Jaime Alonso
La libertad de expresión es un derecho constitucional básico en cualquier Estado de Derecho, desde finales del siglo XVIII, con mayor o menor fortuna en su aplicabilidad, donde la responsabilidad, en su ejercicio, del sujeto que la ejerce, ya sea escritor, parlamentario, actor, guionista de cine, pintor o escultor, debe ser el primer filtro, llamémosle de conciencia o consciencia de que no vale todo, de que no todo puede ampararse como libertad de expresión u opinión.
Los límites a ese derecho se encuentran en otro derecho, también inalienable, el de las personas o instituciones a la veracidad de lo que se afirma e informa; y el de las personas a su intimidad, honor y propia imagen. Ciertamente encajar y dilucidar las innumerables colisiones que ambos derechos comportan, no resulta tarea fácil y da pie a una numerosa y, a veces, contradictoria jurisprudencia.
La calidad de una democracia y la madurez axiológica de una sociedad, se mide también por la mayor o menor libertad de información acreditada, de exaltación cultural que denota una emoción, de la calidad y armonía del espíritu. También lo repulsivo, lo grotesco, la fealdad puede encontrar acomodo artístico y resultar fiel espejo de una parte siniestra que habita entre nosotros. El límite siempre y en cualquier caso, viene dado por la ofensa, menosprecio, difamación, injuria o intento denigratorio que, de manera gratuita y sin posibilidad de respuesta se infiere a una persona o institución relevante.
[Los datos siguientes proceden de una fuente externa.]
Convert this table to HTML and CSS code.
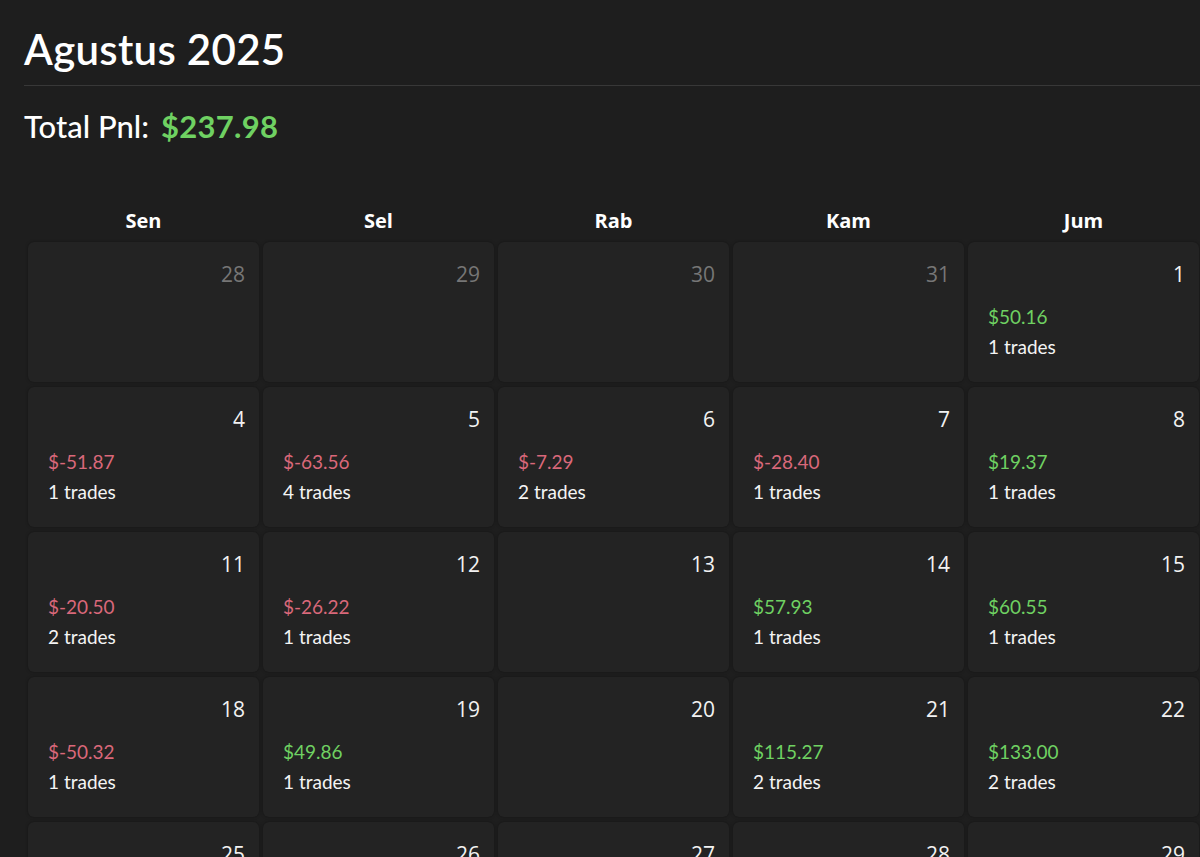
FILE: index.html
```html
<!DOCTYPE html>
<html lang="id">
<head>
<meta charset="utf-8">
<title>Agustus 2025</title>
<link rel="stylesheet" href="styles.css">
</head>
<body>
<div class="page">
  <h1 class="title">Agustus 2025</h1>
  <div class="total"><span class="label">Total Pnl:</span><span class="pos">$237.98</span></div>
  <div class="calendar">
    <div class="dow">Sen</div><div class="dow">Sel</div><div class="dow">Rab</div><div class="dow">Kam</div><div class="dow">Jum</div>

    <div class="cell muted"><div class="num">28</div></div>
    <div class="cell muted"><div class="num">29</div></div>
    <div class="cell muted"><div class="num">30</div></div>
    <div class="cell muted"><div class="num">31</div></div>
    <div class="cell"><div class="num">1</div><div class="pnl pos">$50.16</div><div class="trades">1 trades</div></div>

    <div class="cell"><div class="num">4</div><div class="pnl neg">$-51.87</div><div class="trades">1 trades</div></div>
    <div class="cell"><div class="num">5</div><div class="pnl neg">$-63.56</div><div class="trades">4 trades</div></div>
    <div class="cell"><div class="num">6</div><div class="pnl neg">$-7.29</div><div class="trades">2 trades</div></div>
    <div class="cell"><div class="num">7</div><div class="pnl neg">$-28.40</div><div class="trades">1 trades</div></div>
    <div class="cell"><div class="num">8</div><div class="pnl pos">$19.37</div><div class="trades">1 trades</div></div>

    <div class="cell"><div class="num">11</div><div class="pnl neg">$-20.50</div><div class="trades">2 trades</div></div>
    <div class="cell"><div class="num">12</div><div class="pnl neg">$-26.22</div><div class="trades">1 trades</div></div>
    <div class="cell"><div class="num">13</div></div>
    <div class="cell"><div class="num">14</div><div class="pnl pos">$57.93</div><div class="trades">1 trades</div></div>
    <div class="cell"><div class="num">15</div><div class="pnl pos">$60.55</div><div class="trades">1 trades</div></div>

    <div class="cell"><div class="num">18</div><div class="pnl neg">$-50.32</div><div class="trades">1 trades</div></div>
    <div class="cell"><div class="num">19</div><div class="pnl pos">$49.86</div><div class="trades">1 trades</div></div>
    <div class="cell"><div class="num">20</div></div>
    <div class="cell"><div class="num">21</div><div class="pnl pos">$115.27</div><div class="trades">2 trades</div></div>
    <div class="cell"><div class="num">22</div><div class="pnl pos">$133.00</div><div class="trades">2 trades</div></div>

    <div class="cell"><div class="num">25</div></div>
    <div class="cell"><div class="num">26</div></div>
    <div class="cell"><div class="num">27</div></div>
    <div class="cell"><div class="num">28</div></div>
    <div class="cell"><div class="num">29</div></div>
  </div>
</div>
</body>
</html>
```

FILE: styles.css
```css
html, body {
  margin: 0;
  padding: 0;
  background: #1e1e1e;
  overflow: hidden;
  height: 857px;
}
body {
  color: #ffffff;
  font-family: "Lato", "Noto Sans", sans-serif;
}
.page {
  padding: 23px 0 0 24px;
}
.title {
  margin: 0;
  font-size: 42px;
  font-weight: 600;
  line-height: 52px;
  padding-bottom: 10px;
  border-bottom: 1px solid #383838;
  letter-spacing: 0.3px;
}
.total {
  margin-top: 22px;
  font-size: 31px;
  line-height: 36px;
  font-weight: 500;
  display: flex;
  gap: 12px;
}
.pos { color: #6fd162; }
.neg { color: #d9687a; }
.total .pos { font-weight: 700; letter-spacing: 0.3px; }
.calendar {
  margin-top: 63px;
  margin-left: 4px;
  display: grid;
  grid-template-columns: repeat(5, 231px);
  grid-auto-rows: 140px;
  grid-template-rows: 30px;
  column-gap: 4px;
  row-gap: 5px;
}
.dow {
  font-family: "Open Sans", "Noto Sans", sans-serif;
  font-weight: 700;
  font-size: 20px;
  text-align: center;
  line-height: 28px;
  align-self: start;
}
.cell {
  background: #232323;
  border-radius: 6px;
  box-shadow: 0 0 3px rgba(0,0,0,0.35);
  padding: 17px 14px 0 20px;
  display: flex;
  flex-direction: column;
}
.num {
  font-family: "Open Sans", "Noto Sans", sans-serif;
  font-size: 21px;
  line-height: 30px;
  text-align: right;
  color: #f2f2f2;
}
.muted .num { color: #767676; }
.pnl {
  margin-top: 13px;
  font-size: 19px;
  line-height: 30px;
}
.trades {
  font-size: 19px;
  line-height: 30px;
  color: #f4f4f4;
}
```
Hemos asistido estos días a un aquelarre patibulario de los enemigos, ahora y siempre, de toda civilización, de toda cultura. A la máxima degradación del arte consistente en ponerse al servicio de la ideología política más degradante del siglo XX, la que sojuzgó, esclavizó y empobreció a media Europa. Una banda de pseudoartistas que continúan anclados en un pasado irreversible con el tic, fuera de lugar y época, de antifascistas, se han empeñado en juzgar a la historia. Y su juicio, como su vida, como su estrecho intelecto, como su escaso conocimiento, como su conciencia, es sumarísimo: FRANCO ES EL CULPABLE.
Así, convierten al hombre y al régimen que salvó a la civilización cristiana y a España del comunismo, en el chivo expiatorio de todas sus frustraciones históricas y presentes. No lo pueden superar, tienen una enfermedad colectiva de difícil cura, instalados en la quimera y perdida de cordura de los libros de caballería. Al carecer de planteamientos válidos de futuro, se limitan a una mimética repetición de los errores del pasado, con la fuerza arrolladora del odio, la ignorancia, la injusticia y la desesperación.
El veredicto de los tribunales humanos nos preocupan lo justo por coyuntural. El veredicto de la historia de unos hombres y una sociedad que se sacrificó, lucho y murió por dejarnos una España mejor, mas justa, en paz y armonía, en desarrollo y pleno empleo, industrializada y exigente, soberana y orgullosa, con una mayoritaria clase media pujante y emprendedora, que deja como legado a la generación presente en 1975, la octava potencia industrial del mundo, sin ayuda internacional y con la sola confianza en nuestro destino como pueblo, como Nación, y el sabernos bien y honestamente mandados. Ahí Francisco Franco y su generación ganará el plebiscito siempre, por muchas leyes de “memoria histérica” que se promulguen. Porque a Franco solo se le podría olvidar superando lo que el hizo como gobernante, extremo muy lejos de alcanzar por los que nos gobiernan hacia el precipicio individual y colectivo.